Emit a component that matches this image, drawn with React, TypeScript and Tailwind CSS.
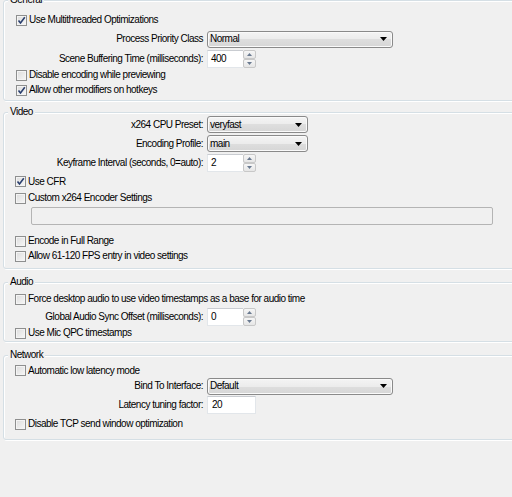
import type { ReactNode } from 'react'

const FONT = "font-['Liberation_Sans',Arial,sans-serif]"

interface GroupBoxProps {
  title: string
  className?: string
  children: ReactNode
}

// Etched Win7-style group box; the caption sits over the top border
function GroupBox({ title, className = '', children }: GroupBoxProps) {
  return (
    <div
      className={`relative w-[530px] rounded-[3px] border border-[#d5dfe5] shadow-[1px_1px_0_#fff,inset_1px_1px_0_#fff] ${className}`}
    >
      <span className="absolute top-[-7px] left-[4px] bg-[#f0f0f0] px-[2px] leading-[12px]">
        {title}
      </span>
      {children}
    </div>
  )
}

function CheckBox({ checked }: { checked?: boolean }) {
  return (
    <span className="relative flex h-[11px] w-[11px] shrink-0 items-center justify-center border border-[#8e8f8f] bg-[linear-gradient(135deg,#dcdcdc,#f7f7f7)] shadow-[inset_0_0_0_1px_#f4f4f4]">
      {checked && (
        <svg width="9" height="9" viewBox="0 0 9 9" className="absolute">
          <path
            d="M1.5 4.5 L3.5 7 L7.8 1.2"
            fill="none"
            stroke="#2a3f6e"
            strokeWidth="1.6"
          />
        </svg>
      )}
    </span>
  )
}

interface CheckRowProps {
  label: string
  checked?: boolean
  h: string
  offset?: string
}

function CheckRow({ label, checked, h, offset = 'ml-[11px]' }: CheckRowProps) {
  return (
    <div className={`flex items-center gap-[2px] ${h} ${offset}`}>
      <CheckBox checked={checked} />
      <span className="whitespace-nowrap leading-none">{label}</span>
    </div>
  )
}

interface FieldRowProps {
  label: string
  h: string
  children: ReactNode
}

function FieldRow({ label, h, children }: FieldRowProps) {
  return (
    <div className={`flex items-center ${h}`}>
      <span className="w-[199px] shrink-0 text-right whitespace-nowrap leading-none">
        {label}
      </span>
      <div className="ml-[4px] flex">{children}</div>
    </div>
  )
}

function Combo({ value, w }: { value: string; w: string }) {
  return (
    <div
      className={`flex h-[17px] ${w} items-center justify-between rounded-[3px] border border-[#8a8a8a] bg-[linear-gradient(#f4f4f4,#ececec_50%,#dedede_50%,#d6d6d6)] pr-[5px] pl-[2px] shadow-[inset_0_0_0_1px_#fafafa]`}
    >
      <span className="leading-none">{value}</span>
      <svg width="7" height="4" viewBox="0 0 7 4">
        <path d="M0 0 H7 L3.5 4 Z" fill="#000" />
      </svg>
    </div>
  )
}

function SpinArrow({ up }: { up?: boolean }) {
  return (
    <div className="flex h-[9px] w-[13px] items-center justify-center rounded-[2px] border border-[#c8c8c8] bg-[linear-gradient(#f6f6f6,#e6e6e6)]">
      <svg width="5" height="3" viewBox="0 0 5 3">
        <path d={up ? 'M0 3 H5 L2.5 0 Z' : 'M0 0 H5 L2.5 3 Z'} fill="#6a7a90" />
      </svg>
    </div>
  )
}

function SpinBox({ value }: { value: string }) {
  return (
    <div className="flex h-[18px] w-[49px]">
      <div className="flex flex-1 items-center border border-r-0 border-[#e2e6ea] border-t-[#c9ccd1] bg-white pl-[3px] leading-none">
        {value}
      </div>
      <div className="flex flex-col">
        <SpinArrow up />
        <SpinArrow />
      </div>
    </div>
  )
}

function TextBox({ value }: { value: string }) {
  return (
    <div className="flex h-[18px] w-[49px] items-center border border-[#e2e6ea] border-t-[#c9ccd1] bg-white pl-[4px] leading-none">
      {value}
    </div>
  )
}

export default function App() {
  return (
    <div
      className={`h-[497px] w-[512px] overflow-hidden bg-[#f0f0f0] pl-[3px] text-[10px] tracking-[-0.5px] text-black ${FONT}`}
    >
      <GroupBox title="General" className="pt-[10px] pb-[2px]">
        <CheckRow label="Use Multithreaded Optimizations" checked h="h-[18px]" offset="ml-[12px]" />
        <FieldRow label="Process Priority Class" h="h-[20px]">
          <Combo value="Normal" w="w-[186px]" />
        </FieldRow>
        <FieldRow label="Scene Buffering Time (milliseconds):" h="h-[19px]">
          <SpinBox value="400" />
        </FieldRow>
        <CheckRow label="Disable encoding while previewing" h="h-[14px]" offset="ml-[12px]" />
        <CheckRow label="Allow other modifiers on hotkeys" checked h="h-[16px]" offset="ml-[12px]" />
      </GroupBox>

      <GroupBox title="Video" className="mt-[11px] pt-[2px] pb-[5px]">
        <FieldRow label="x264 CPU Preset:" h="h-[19px]">
          <Combo value="veryfast" w="w-[101px]" />
        </FieldRow>
        <FieldRow label="Encoding Profile:" h="h-[19px]">
          <Combo value="main" w="w-[101px]" />
        </FieldRow>
        <FieldRow label="Keyframe Interval (seconds, 0=auto):" h="h-[20px]">
          <SpinBox value="2" />
        </FieldRow>
        <CheckRow label="Use CFR" checked h="h-[17px]" />
        <CheckRow label="Custom x264 Encoder Settings" h="h-[16px]" />
        <div className="flex h-[20px] items-center pl-[27px]">
          <div className="h-[18px] w-[462px] rounded-[2px] border border-[#b4b4b4] bg-[#f0f0f0]" />
        </div>
        <div className="mt-[7px]">
          <CheckRow label="Encode in Full Range" h="h-[16px]" />
          <CheckRow label="Allow 61-120 FPS entry in video settings" h="h-[14px]" />
        </div>
      </GroupBox>

      <GroupBox title="Audio" className="mt-[13px] pt-[8px] pb-[1px]">
        <CheckRow
          label="Force desktop audio to use video timestamps as a base for audio time"
          h="h-[16px]"
        />
        <FieldRow label="Global Audio Sync Offset (milliseconds):" h="h-[19px]">
          <SpinBox value="0" />
        </FieldRow>
        <CheckRow label="Use Mic QPC timestamps" h="h-[14px]" />
      </GroupBox>

      <GroupBox title="Network" className="mt-[13px] pt-[8px] pb-[6px]">
        <CheckRow label="Automatic low latency mode" h="h-[13px]" />
        <FieldRow label="Bind To Interface:" h="h-[18px]">
          <Combo value="Default" w="w-[186px]" />
        </FieldRow>
        <FieldRow label="Latency tuning factor:" h="h-[20px]">
          <TextBox value="20" />
        </FieldRow>
        <CheckRow label="Disable TCP send window optimization" h="h-[18px]" />
      </GroupBox>
    </div>
  )
}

> Required work:
Your copy of the data should match it exactly, except that pictures are left out.

> Solution:
Emit a component that matches this image, drawn with React, TypeScript and Tailwind CSS.
import type { ReactNode } from 'react'

const FONT = "font-['Liberation_Sans',Arial,sans-serif]"

interface GroupBoxProps {
  title: string
  className?: string
  children: ReactNode
}

// Etched Win7-style group box; the caption sits over the top border
function GroupBox({ title, className = '', children }: GroupBoxProps) {
  return (
    <div
      className={`relative w-[530px] rounded-[3px] border border-[#d5dfe5] shadow-[1px_1px_0_#fff,inset_1px_1px_0_#fff] ${className}`}
    >
      <span className="absolute top-[-7px] left-[4px] bg-[#f0f0f0] px-[2px] leading-[12px]">
        {title}
      </span>
      {children}
    </div>
  )
}

function CheckBox({ checked }: { checked?: boolean }) {
  return (
    <span className="relative flex h-[11px] w-[11px] shrink-0 items-center justify-center border border-[#8e8f8f] bg-[linear-gradient(135deg,#dcdcdc,#f7f7f7)] shadow-[inset_0_0_0_1px_#f4f4f4]">
      {checked && (
        <svg width="9" height="9" viewBox="0 0 9 9" className="absolute">
          <path
            d="M1.5 4.5 L3.5 7 L7.8 1.2"
            fill="none"
            stroke="#2a3f6e"
            strokeWidth="1.6"
          />
        </svg>
      )}
    </span>
  )
}

interface CheckRowProps {
  label: string
  checked?: boolean
  h: string
  offset?: string
}

function CheckRow({ label, checked, h, offset = 'ml-[11px]' }: CheckRowProps) {
  return (
    <div className={`flex items-center gap-[2px] ${h} ${offset}`}>
      <CheckBox checked={checked} />
      <span className="whitespace-nowrap leading-none">{label}</span>
    </div>
  )
}

interface FieldRowProps {
  label: string
  h: string
  children: ReactNode
}

function FieldRow({ label, h, children }: FieldRowProps) {
  return (
    <div className={`flex items-center ${h}`}>
      <span className="w-[199px] shrink-0 text-right whitespace-nowrap leading-none">
        {label}
      </span>
      <div className="ml-[4px] flex">{children}</div>
    </div>
  )
}

function Combo({ value, w }: { value: string; w: string }) {
  return (
    <div
      className={`flex h-[17px] ${w} items-center justify-between rounded-[3px] border border-[#8a8a8a] bg-[linear-gradient(#f4f4f4,#ececec_50%,#dedede_50%,#d6d6d6)] pr-[5px] pl-[2px] shadow-[inset_0_0_0_1px_#fafafa]`}
    >
      <span className="leading-none">{value}</span>
      <svg width="7" height="4" viewBox="0 0 7 4">
        <path d="M0 0 H7 L3.5 4 Z" fill="#000" />
      </svg>
    </div>
  )
}

function SpinArrow({ up }: { up?: boolean }) {
  return (
    <div className="flex h-[9px] w-[13px] items-center justify-center rounded-[2px] border border-[#c8c8c8] bg-[linear-gradient(#f6f6f6,#e6e6e6)]">
      <svg width="5" height="3" viewBox="0 0 5 3">
        <path d={up ? 'M0 3 H5 L2.5 0 Z' : 'M0 0 H5 L2.5 3 Z'} fill="#6a7a90" />
      </svg>
    </div>
  )
}

function SpinBox({ value }: { value: string }) {
  return (
    <div className="flex h-[18px] w-[49px]">
      <div className="flex flex-1 items-center border border-r-0 border-[#e2e6ea] border-t-[#c9ccd1] bg-white pl-[3px] leading-none">
        {value}
      </div>
      <div className="flex flex-col">
        <SpinArrow up />
        <SpinArrow />
      </div>
    </div>
  )
}

function TextBox({ value }: { value: string }) {
  return (
    <div className="flex h-[18px] w-[49px] items-center border border-[#e2e6ea] border-t-[#c9ccd1] bg-white pl-[4px] leading-none">
      {value}
    </div>
  )
}

export default function App() {
  return (
    <div
      className={`h-[497px] w-[512px] overflow-hidden bg-[#f0f0f0] pl-[3px] text-[10px] tracking-[-0.5px] text-black ${FONT}`}
    >
      <GroupBox title="General" className="pt-[10px] pb-[2px]">
        <CheckRow label="Use Multithreaded Optimizations" checked h="h-[18px]" offset="ml-[12px]" />
        <FieldRow label="Process Priority Class" h="h-[20px]">
          <Combo value="Normal" w="w-[186px]" />
        </FieldRow>
        <FieldRow label="Scene Buffering Time (milliseconds):" h="h-[19px]">
          <SpinBox value="400" />
        </FieldRow>
        <CheckRow label="Disable encoding while previewing" h="h-[14px]" offset="ml-[12px]" />
        <CheckRow label="Allow other modifiers on hotkeys" checked h="h-[16px]" offset="ml-[12px]" />
      </GroupBox>

      <GroupBox title="Video" className="mt-[11px] pt-[2px] pb-[5px]">
        <FieldRow label="x264 CPU Preset:" h="h-[19px]">
          <Combo value="veryfast" w="w-[101px]" />
        </FieldRow>
        <FieldRow label="Encoding Profile:" h="h-[19px]">
          <Combo value="main" w="w-[101px]" />
        </FieldRow>
        <FieldRow label="Keyframe Interval (seconds, 0=auto):" h="h-[20px]">
          <SpinBox value="2" />
        </FieldRow>
        <CheckRow label="Use CFR" checked h="h-[17px]" />
        <CheckRow label="Custom x264 Encoder Settings" h="h-[16px]" />
        <div className="flex h-[20px] items-center pl-[27px]">
          <div className="h-[18px] w-[462px] rounded-[2px] border border-[#b4b4b4] bg-[#f0f0f0]" />
        </div>
        <div className="mt-[7px]">
          <CheckRow label="Encode in Full Range" h="h-[16px]" />
          <CheckRow label="Allow 61-120 FPS entry in video settings" h="h-[14px]" />
        </div>
      </GroupBox>

      <GroupBox title="Audio" className="mt-[13px] pt-[8px] pb-[1px]">
        <CheckRow
          label="Force desktop audio to use video timestamps as a base for audio time"
          h="h-[16px]"
        />
        <FieldRow label="Global Audio Sync Offset (milliseconds):" h="h-[19px]">
          <SpinBox value="0" />
        </FieldRow>
        <CheckRow label="Use Mic QPC timestamps" h="h-[14px]" />
      </GroupBox>

      <GroupBox title="Network" className="mt-[13px] pt-[8px] pb-[6px]">
        <CheckRow label="Automatic low latency mode" h="h-[13px]" />
        <FieldRow label="Bind To Interface:" h="h-[18px]">
          <Combo value="Default" w="w-[186px]" />
        </FieldRow>
        <FieldRow label="Latency tuning factor:" h="h-[20px]">
          <TextBox value="20" />
        </FieldRow>
        <CheckRow label="Disable TCP send window optimization" h="h-[18px]" />
      </GroupBox>
    </div>
  )
}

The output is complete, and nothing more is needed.